start Information shown

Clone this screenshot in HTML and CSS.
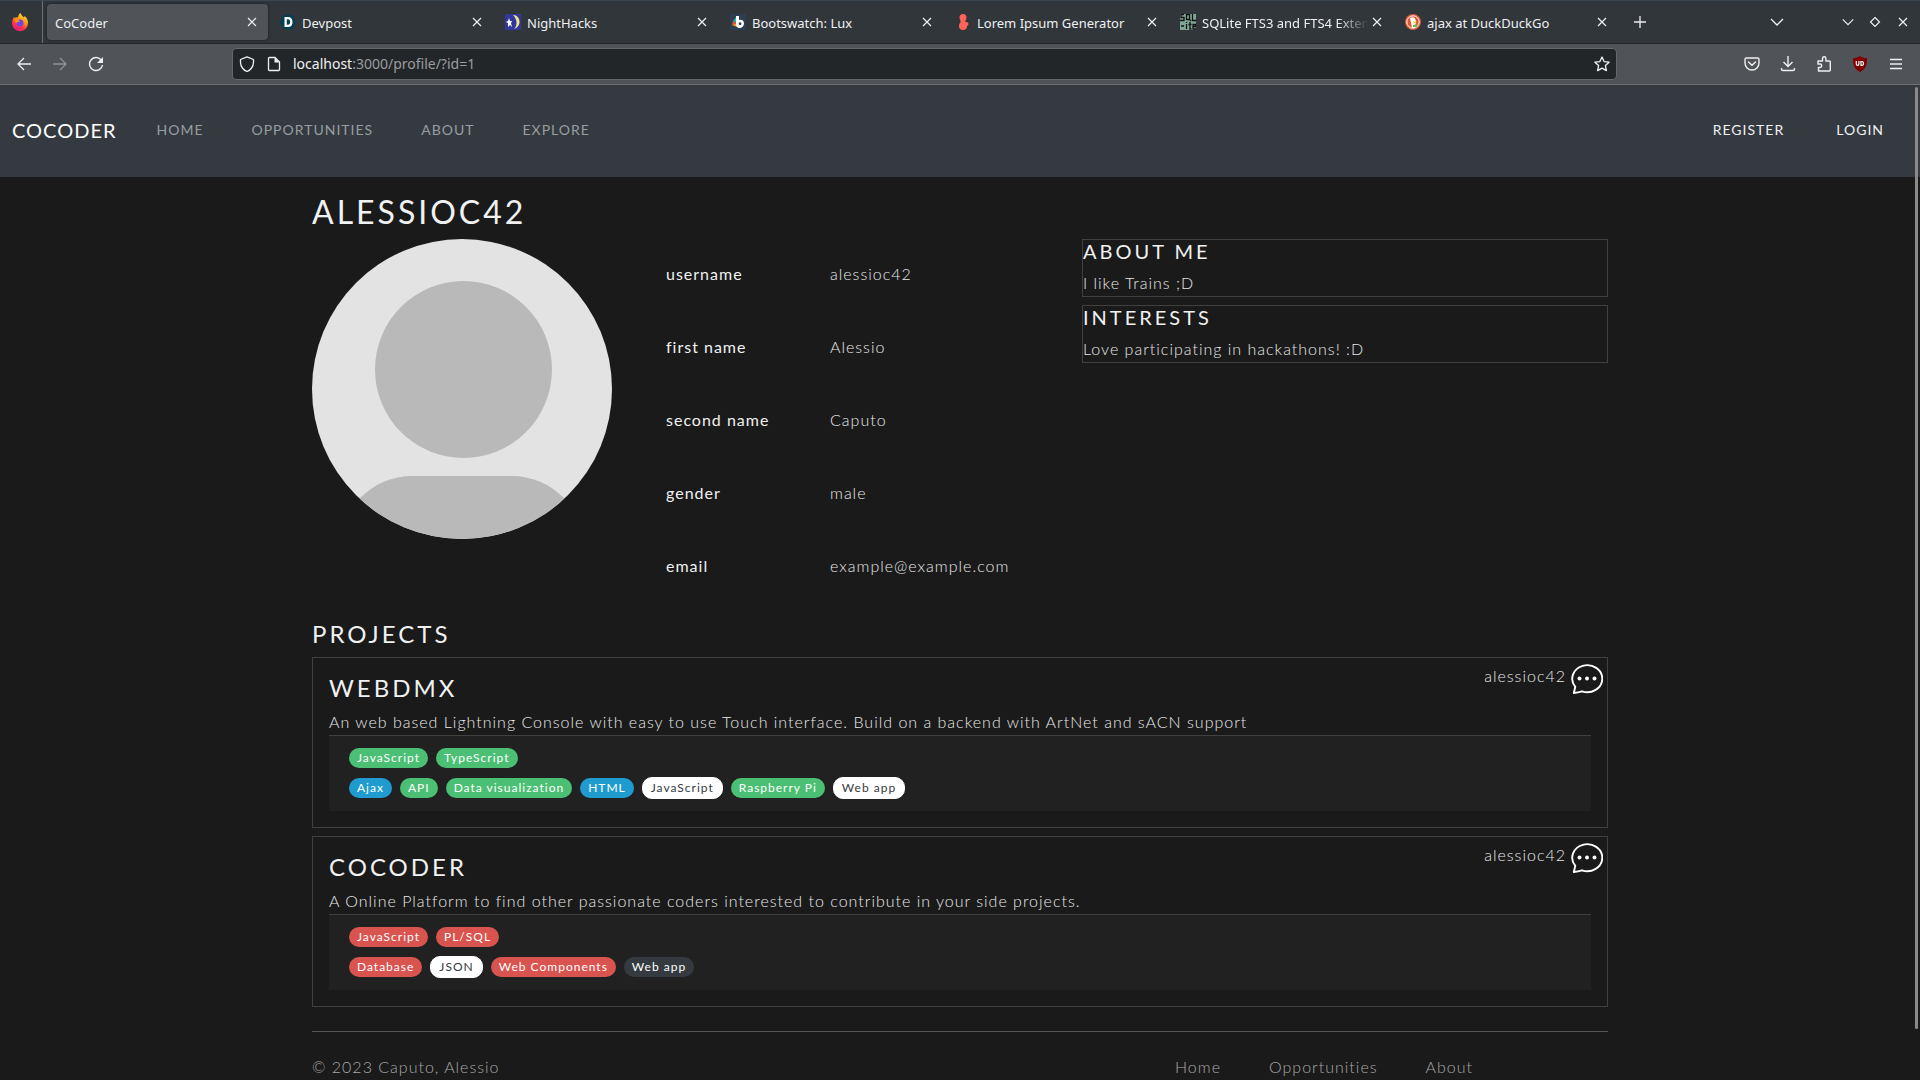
FILE: index.html
```
<!DOCTYPE html>
<html lang="en">
<head>
    <meta charset="UTF-8">
    <meta name="viewport" content="width=device-width, initial-scale=1.0">
    <title>CoCoder</title>
    <link rel="stylesheet" href="styles.css">
</head>
<body>
    <svg class="sprite" aria-hidden="true">
        <symbol id="i-close" viewBox="0 0 16 16"><path d="M4 4l8 8M12 4l-8 8" fill="none" stroke="currentColor" stroke-width="1.2"/></symbol>
        <symbol id="i-down" viewBox="0 0 16 16"><path d="M2 5l6 6 6-6" fill="none" stroke="currentColor" stroke-width="1.3"/></symbol>
        <symbol id="i-chat" viewBox="0 0 32 30">
            <path d="M2.800 29L4.300 22.800A15 13.500 0 1 1 11 27.300Q7 28.500 2.800 29z" fill="none" stroke="currentColor" stroke-width="1.900" stroke-linejoin="round"/>
            <circle cx="8.500" cy="14.500" r="2"/><circle cx="16" cy="14.500" r="2"/><circle cx="23.500" cy="14.500" r="2"/>
        </symbol>
    </svg>

    <!-- Browser window -->
    <div class="tab-bar">
        <div class="firefox-view">
            <button class="icon-btn" aria-label="Firefox View">
                <svg width="18" height="20" viewBox="0 0 18 20">
                    <defs>
                        <linearGradient id="fox" x1="0.8" y1="0" x2="0.3" y2="1">
                            <stop offset="0" stop-color="#fff44f"/><stop offset="0.4" stop-color="#ff980e"/><stop offset="0.7" stop-color="#ff3647"/><stop offset="1" stop-color="#e31587"/>
                        </linearGradient>
                    </defs>
                    <path d="M9.500 1c.5 2 2 3 3.500 4.500l.5-1.500c2.500 2 3.500 4 3.500 7a8 8 0 0 1-16 .5c0-2.500.7-5 2.200-6.800L3.700 6C5 5 6 5.200 7 5.400 7.300 3.500 8 2 9.500 1z" fill="url(#fox)"/>
                    <circle cx="9" cy="11" r="3.500" fill="#7543e3"/>
                    <path d="M3.500 8c2-1 4 0 5.500 1.500-2 0-2.500 1.500-4 1z" fill="#ff980e"/>
                </svg>
            </button>
        </div>
        <div class="tab active">
            <span class="tab-title">CoCoder</span>
            <button class="icon-btn" aria-label="Close tab"><svg width="16" height="16"><use href="#i-close"/></svg></button>
        </div>
        <div class="tab">
            <svg width="16" height="16" viewBox="0 0 16 16"><path d="M4 1h8l4 7-4 7H4L0 8z" fill="#003e54"/><path d="M4.500 3v10H8c3 0 4.500-2 4.500-5S11 3 8 3zm2.300 2.200H8c1.500 0 2.100 1 2.100 2.800S9.500 10.800 8 10.800H6.800z" fill="#fff" fill-rule="evenodd"/></svg>
            <span class="tab-title">Devpost</span>
            <button class="icon-btn" aria-label="Close tab"><svg width="16" height="16"><use href="#i-close"/></svg></button>
        </div>
        <div class="tab">
            <svg width="16" height="16" viewBox="0 0 16 16"><path d="M0 0h16v16H0z" fill="#33379c"/><path d="M8 1c8 0 9 12 1 14 4-4 3-10-1-14z" fill="#f2e58f"/><path d="M4 4l1 3h2L6 9l1 4-2-2-2 2V9L1 8l2-1z" fill="#fff"/></svg>
            <span class="tab-title">NightHacks</span>
            <button class="icon-btn" aria-label="Close tab"><svg width="16" height="16"><use href="#i-close"/></svg></button>
        </div>
        <div class="tab">
            <svg width="16" height="16" viewBox="0 0 16 16"><path d="M0 0h16v16H0z" fill="#2c3e50"/><path d="M7 2v7L3 7z" fill="#1abc9c"/><path d="M3 7l4 2-5 2z" fill="#e74c3c"/><path d="M2 11l5-2v4z" fill="#f39c12"/><path d="M6 2h3v4c3-1 5 1 5 3.500S12 14 9.500 14 6 12 6 9zm4 6.300a1.400 1.400 0 1 0 .1 0z" fill="#fff" fill-rule="evenodd"/></svg>
            <span class="tab-title">Bootswatch: Lux</span>
            <button class="icon-btn" aria-label="Close tab"><svg width="16" height="16"><use href="#i-close"/></svg></button>
        </div>
        <div class="tab">
            <svg width="16" height="16" viewBox="0 0 16 16"><circle cx="8" cy="3.500" r="3.500" fill="#ff6357"/><path d="M5.500 4h5v7h-5z" fill="#ff6357"/><ellipse cx="8" cy="12" rx="4" ry="4" fill="#ff6357"/><circle cx="11.500" cy="10" r="2" fill="#ff6357"/></svg>
            <span class="tab-title">Lorem Ipsum Generator</span>
            <button class="icon-btn" aria-label="Close tab"><svg width="16" height="16"><use href="#i-close"/></svg></button>
        </div>
        <div class="tab">
            <svg width="16" height="16" viewBox="0 0 16 16"><path d="M0 0h16v16H0z" fill="#80a796"/><path d="M4 .5H1v3h3v3H0M6.500.5h3v5h-3zM9 5l2 2M12.500 0v6.500H16M1 12h3M6.500 10v5M6.500 8v1M10 8v7h1.500M8.500 10.500h3M13 12.500h2.500v-2H13v4.500h3" fill="none" stroke="#111" stroke-width="1.300"/></svg>
            <span class="tab-title long">SQLite FTS3 and FTS4 Extensions</span>
            <button class="icon-btn" aria-label="Close tab"><svg width="16" height="16"><use href="#i-close"/></svg></button>
        </div>
        <div class="tab">
            <svg width="16" height="16" viewBox="0 0 16 16"><circle cx="8" cy="8" r="8" fill="#de5833"/><circle cx="8" cy="8" r="6.200" fill="#de5833" stroke="#fff"/><path d="M5 4c3-2 6 0 6 4l-1 6H7z" fill="#fff"/><path d="M8 7l4 1-3 1.500z" fill="#fdd20a"/><path d="M8 11l4-1v3H8z" fill="#65bc46"/></svg>
            <span class="tab-title">ajax at DuckDuckGo</span>
            <button class="icon-btn" aria-label="Close tab"><svg width="16" height="16"><use href="#i-close"/></svg></button>
        </div>
        <button class="icon-btn new-tab" aria-label="New tab"><svg width="16" height="16" viewBox="0 0 16 16"><path d="M8 2v12M2 8h12" stroke="currentColor" stroke-width="1.300"/></svg></button>
        <div class="window-buttons">
            <button class="icon-btn list-tabs" aria-label="List all tabs"><svg width="16" height="16"><use href="#i-down"/></svg></button>
            <button class="icon-btn" aria-label="Minimize"><svg width="14" height="14"><use href="#i-down"/></svg></button>
            <button class="icon-btn" aria-label="Maximize"><svg width="14" height="14" viewBox="0 0 14 14"><path d="M7 2.500L11.500 7 7 11.500 2.500 7z" fill="none" stroke="currentColor" stroke-width="1.200"/></svg></button>
            <button class="icon-btn" aria-label="Close window"><svg width="16" height="16"><use href="#i-close"/></svg></button>
        </div>
    </div>

    <div class="toolbar">
        <div class="toolbar-nav">
            <button class="icon-btn" aria-label="Back"><svg width="16" height="16" viewBox="0 0 16 16"><path d="M15 8H2M8 2L2 8l6 6" fill="none" stroke="currentColor" stroke-width="1.300"/></svg></button>
            <button class="icon-btn" aria-label="Forward" disabled><svg width="16" height="16" viewBox="0 0 16 16"><path d="M1 8h13M8 2l6 6-6 6" fill="none" stroke="currentColor" stroke-width="1.300"/></svg></button>
            <button class="icon-btn" aria-label="Reload"><svg width="16" height="16" viewBox="0 0 16 16"><path d="M13 3.800A6.500 6.500 0 1 0 14.500 9" fill="none" stroke="currentColor" stroke-width="1.400"/><path d="M15 1v6H9z" fill="currentColor"/></svg></button>
        </div>
        <div class="url-bar">
            <svg width="16" height="16" viewBox="0 0 16 16"><path d="M8 .8l6.500 2.700v3c0 4-3 7.700-6.500 9C4.500 14.200 1.500 10.500 1.500 6.500v-3z" fill="none" stroke="currentColor" stroke-width="1.300" stroke-linejoin="round"/></svg>
            <svg width="16" height="16" viewBox="0 0 16 16"><path d="M3.500 1.500H9l4.500 4.500v7.500a1 1 0 0 1-1 1h-9a1 1 0 0 1-1-1v-11a1 1 0 0 1 1-1z" fill="none" stroke="currentColor" stroke-width="1.300"/><path d="M8.500 1.500v5h5z" fill="currentColor"/></svg>
            <div class="url">localhost<span>:3000/profile/?id=1</span></div>
            <button class="icon-btn" aria-label="Bookmark this page"><svg width="16" height="16" viewBox="0 0 16 16"><path d="M8 1l2.100 4.600 5 .6-3.700 3.400 1 5L8 12.100l-4.400 2.500 1-5L.9 6.200l5-.6z" fill="none" stroke="currentColor" stroke-width="1.300" stroke-linejoin="round"/></svg></button>
        </div>
        <div class="toolbar-actions">
            <button class="icon-btn" aria-label="Save to Pocket"><svg width="16" height="16" viewBox="0 0 16 16"><path d="M2.500 2h11a1.500 1.500 0 0 1 1.500 1.500V7A7 7 0 0 1 1 7V3.500A1.500 1.500 0 0 1 2.500 2zM4.500 6L8 9.300 11.500 6" fill="none" stroke="currentColor" stroke-width="1.400" stroke-linecap="round"/></svg></button>
            <button class="icon-btn" aria-label="Downloads"><svg width="16" height="16" viewBox="0 0 16 16"><path d="M8 0v10M3.500 6L8 10.500 12.500 6M1.500 12v1a1.500 1.500 0 0 0 1.500 1.500h10a1.500 1.500 0 0 0 1.500-1.500v-1" fill="none" stroke="currentColor" stroke-width="1.400"/></svg></button>
            <button class="icon-btn" aria-label="Extensions"><svg width="16" height="16" viewBox="0 0 16 16"><path d="M2.500 15v-3.500H4a1.700 1.700 0 0 0 0-3.500H2V5h4.500V2.500a1.700 1.700 0 0 1 3.400 0V5h3.600a.8.8 0 0 1 .8.8V14a1 1 0 0 1-1 1z" fill="none" stroke="currentColor" stroke-width="1.400" stroke-linejoin="round"/></svg></button>
            <button class="icon-btn" aria-label="uBlock Origin"><svg width="16" height="16" viewBox="0 0 16 16"><path d="M8 0c2 1.500 4 2 7 2 0 7-1 11-7 14C2 13 1 9 1 2c3 0 5-.5 7-2z" fill="#800000"/><path d="M4.300 5v3a1.300 1.300 0 0 0 2.600 0V5" fill="none" stroke="#fff" stroke-width="1.200"/><path d="M9 5v4.400h1a2 2 0 0 0 0-3.900H9" fill="none" stroke="#fff" stroke-width="1.200"/></svg></button>
            <button class="icon-btn" aria-label="Menu"><svg width="16" height="16" viewBox="0 0 16 16"><path d="M2 3.500h12M2 8h12M2 12.500h12" stroke="currentColor" stroke-width="1.400"/></svg></button>
        </div>
    </div>

    <!-- Page -->
    <nav class="navbar">
        <a class="brand" href="#">CoCoder</a>
        <ul class="nav-links">
            <li><a href="#">Home</a></li>
            <li><a href="#">Opportunities</a></li>
            <li><a href="#">About</a></li>
            <li><a href="#">Explore</a></li>
        </ul>
        <ul class="nav-links account">
            <li><a href="#">Register</a></li>
            <li><a href="#">Login</a></li>
        </ul>
    </nav>

    <main class="container">
        <h2>alessioc42</h2>
        <div class="profile">
            <svg class="avatar" viewBox="0 0 300 300" role="img" aria-label="Avatar">
                <clipPath id="round"><circle cx="150" cy="150" r="150"/></clipPath>
                <g clip-path="url(#round)">
                    <path d="M0 0h300v300H0z" fill="#e3e3e3"/>
                    <circle cx="151.500" cy="130.500" r="88.500" fill="#b9b9b9"/>
                    <rect x="28" y="237" width="244" height="150" rx="72" fill="#b9b9b9"/>
                </g>
            </svg>
            <table class="profile-table">
                <tr><th scope="row">username</th><td>alessioc42</td></tr>
                <tr><th scope="row">first name</th><td>Alessio</td></tr>
                <tr><th scope="row">second name</th><td>Caputo</td></tr>
                <tr><th scope="row">gender</th><td>male</td></tr>
                <tr><th scope="row">email</th><td>example@example.com</td></tr>
            </table>
            <div class="about">
                <section class="about-box">
                    <h5>About me</h5>
                    <p>I like Trains ;D</p>
                </section>
                <section class="about-box">
                    <h5>Interests</h5>
                    <p>Love participating in hackathons! :D</p>
                </section>
            </div>
        </div>

        <h4 class="projects-title">Projects</h4>
        <div class="projects">
            <article class="project">
                <div class="owner">
                    <a href="#">alessioc42</a>
                    <button class="icon-btn" aria-label="Message alessioc42"><svg class="chat-icon"><use href="#i-chat"/></svg></button>
                </div>
                <h4>WebDMX</h4>
                <p>An web based Lightning Console with easy to use Touch interface. Build on a backend with ArtNet and sACN support</p>
                <div class="tags">
                    <div class="tag-row">
                        <span class="tag green">JavaScript</span>
                        <span class="tag green">TypeScript</span>
                    </div>
                    <div class="tag-row">
                        <span class="tag blue">Ajax</span>
                        <span class="tag green">API</span>
                        <span class="tag green">Data visualization</span>
                        <span class="tag blue">HTML</span>
                        <span class="tag white">JavaScript</span>
                        <span class="tag green">Raspberry Pi</span>
                        <span class="tag white">Web app</span>
                    </div>
                </div>
            </article>
            <article class="project">
                <div class="owner">
                    <a href="#">alessioc42</a>
                    <button class="icon-btn" aria-label="Message alessioc42"><svg class="chat-icon"><use href="#i-chat"/></svg></button>
                </div>
                <h4>CoCoder</h4>
                <p>A Online Platform to find other passionate coders interested to contribute in your side projects.</p>
                <div class="tags">
                    <div class="tag-row">
                        <span class="tag red">JavaScript</span>
                        <span class="tag red">PL/SQL</span>
                    </div>
                    <div class="tag-row">
                        <span class="tag red">Database</span>
                        <span class="tag white">JSON</span>
                        <span class="tag red">Web Components</span>
                        <span class="tag dark">Web app</span>
                    </div>
                </div>
            </article>
        </div>

        <footer class="footer">
            <p>© 2023 Caputo, Alessio</p>
            <ul>
                <li><a href="#">Home</a></li>
                <li><a href="#">Opportunities</a></li>
                <li><a href="#">About</a></li>
            </ul>
        </footer>
    </main>
    <div class="scroll-thumb"></div>
</body>
</html>
```
FILE: styles.css
```
* {
    box-sizing: border-box;
}

body {
    margin: 0;
    height: 100vh;
    overflow: hidden;
    background-color: #1a1a1a;
    color: #e8e8e8;
    font-family: Lato, sans-serif;
    font-size: 16px;
    font-weight: 300;
    line-height: 24px;
    letter-spacing: 1px;
}

h2, h4, h5, p, ul {
    margin: 0;
    padding: 0;
}

h2, h4, h5 {
    color: #f0f1f2;
    font-weight: 400;
    letter-spacing: 3px;
    text-transform: uppercase;
}

h2 {
    font-size: 32px;
    line-height: 38px;
}

h4 {
    font-size: 24px;
    line-height: 27px;
}

h5 {
    font-size: 20px;
    line-height: 22px;
}

p {
    padding-bottom: 2px;
    line-height: 22px;
}

ul {
    display: flex;
    list-style: none;
}

a {
    color: inherit;
    text-decoration: none;
}

.sprite {
    display: none;
}

.icon-btn {
    display: flex;
    flex: none;
    padding: 0;
    border: none;
    background: none;
    color: inherit;
    cursor: pointer;
}

.icon-btn:disabled {
    opacity: 0.4;
}

/* Browser window */
.tab-bar {
    display: flex;
    align-items: center;
    gap: 4px;
    height: 44px;
    border-top: 1px solid #3b4650;
    border-bottom: 1px solid #232629;
    background-color: #31363b;
    color: #eff0f1;
    font-family: "Noto Sans", sans-serif;
    font-size: 13px;
    font-weight: 400;
    letter-spacing: 0;
}

.firefox-view {
    display: flex;
    align-items: center;
    justify-content: center;
    align-self: stretch;
    width: 43px;
    padding-right: 2px;
    border-right: 1px solid #6a6e72;
}

.tab {
    display: flex;
    align-items: center;
    gap: 6px;
    flex: 0 1 221px;
    min-width: 0;
    height: 36px;
    padding: 0 8px;
    border-radius: 4px;
}

.tab.active {
    background-color: #505358;
    box-shadow: 0 0 3px rgba(0, 0, 0, 0.5);
}

.tab svg {
    flex: none;
}

.tab-title {
    flex: 1;
    padding-top: 2px;
    overflow: hidden;
    white-space: nowrap;
}

.tab-title.long {
    margin-right: -6px;
    -webkit-mask-image: linear-gradient(to left, transparent, #000 32px);
    mask-image: linear-gradient(to left, transparent, #000 32px);
}

.new-tab {
    margin-left: 10px;
}

.window-buttons {
    display: flex;
    align-items: center;
    gap: 13px;
    margin-left: auto;
    padding-right: 9px;
}

.list-tabs {
    margin-right: 43px;
}

.toolbar {
    display: flex;
    align-items: center;
    justify-content: space-between;
    height: 41px;
    padding: 0 16px;
    border-bottom: 1px solid #6b6e72;
    background-color: #505358;
    color: #eff0f1;
}

.toolbar-nav,
.toolbar-actions {
    display: flex;
    gap: 20px;
    width: 216px;
}

.toolbar-actions {
    justify-content: flex-end;
    width: 287px;
}

.url-bar {
    display: flex;
    align-items: center;
    gap: 11px;
    flex: 1;
    height: 32px;
    padding: 0 6px;
    border: 1px solid #64676b;
    border-radius: 4px;
    background-color: #232629;
    font-family: "Noto Sans", sans-serif;
    font-size: 14px;
    font-weight: 400;
    letter-spacing: 0;
}

.url {
    flex: 1;
}

.url span {
    color: #9a9c9e;
}

/* Navbar */
.navbar {
    display: flex;
    align-items: center;
    height: 92px;
    padding: 0 12px 2px;
    background-color: #343a40;
    text-transform: uppercase;
}

.brand {
    margin-right: 40px;
    color: #fff;
    font-size: 20px;
    font-weight: 400;
}

.nav-links {
    gap: 48px;
    color: #999da0;
    font-size: 14px;
    font-weight: 400;
}

.nav-links.account {
    gap: 52px;
    margin-left: auto;
    padding-right: 24px;
    color: #f0f1f2;
}

/* Profile */
.container {
    max-width: 1320px;
    margin: 0 auto;
    padding: 16px 12px 0;
}

.profile {
    display: flex;
    margin-top: 8px;
}

.avatar {
    flex: none;
    width: 300px;
    height: 300px;
}

.profile-table {
    margin-left: 30px;
    border-collapse: collapse;
    text-align: left;
}

.profile-table th,
.profile-table td {
    height: 73px;
    padding: 0 24px 3px;
}

.profile-table th {
    width: 164px;
    color: #f0f1f2;
    font-weight: 400;
    white-space: nowrap;
}

.about {
    display: flex;
    flex-direction: column;
    gap: 8px;
    width: 526px;
    margin-left: auto;
}

.about-box {
    border: 1px solid #404040;
}

.about-box h5 {
    margin-bottom: 10px;
}

/* Projects */
.projects-title {
    margin: 16px 0 10px;
}

.projects {
    display: flex;
    flex-direction: column;
    gap: 8px;
}

.project {
    position: relative;
    padding: 16px;
    border: 1px solid #404040;
}

.project h4 {
    margin-bottom: 10px;
}

.owner {
    position: absolute;
    top: 6px;
    right: 4px;
    display: flex;
    gap: 5px;
}

.chat-icon {
    width: 32px;
    height: 30px;
    color: #fff;
    fill: #fff;
}

.tags {
    display: flex;
    flex-direction: column;
    gap: 8px;
    padding: 11px 20px 12px;
    border-top: 1px solid #404040;
    background-color: #212121;
}

.tag-row {
    display: flex;
    align-items: center;
    gap: 8px;
    height: 22px;
}

.tag {
    padding: 0 8px;
    border-radius: 10px;
    color: #fff;
    font-size: 12px;
    font-weight: 400;
    line-height: 20px;
}

.green {
    background-color: #4bbf73;
}

.blue {
    background-color: #1f9bcf;
}

.red {
    background-color: #d9534f;
}

.dark {
    background-color: #343a40;
}

.white {
    border: 1px solid #fff;
    background-color: #fff;
    color: #343a40;
}

/* Footer */
.footer {
    display: flex;
    justify-content: space-between;
    margin-top: 24px;
    padding: 24px 0;
    border-top: 1px solid #565656;
    color: #a8a8a8;
    line-height: 22px;
}

.footer ul {
    gap: 48px;
    padding-right: 135px;
}

.scroll-thumb {
    position: fixed;
    top: 87px;
    right: 2px;
    bottom: 51px;
    width: 3px;
    border-radius: 2px;
    background-color: #8a8a8a;
}
```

end Information shown

§ Goal
Check every line of the material for the string "this" and give the number of lines that have it, without anything else.

§ Expected answer
2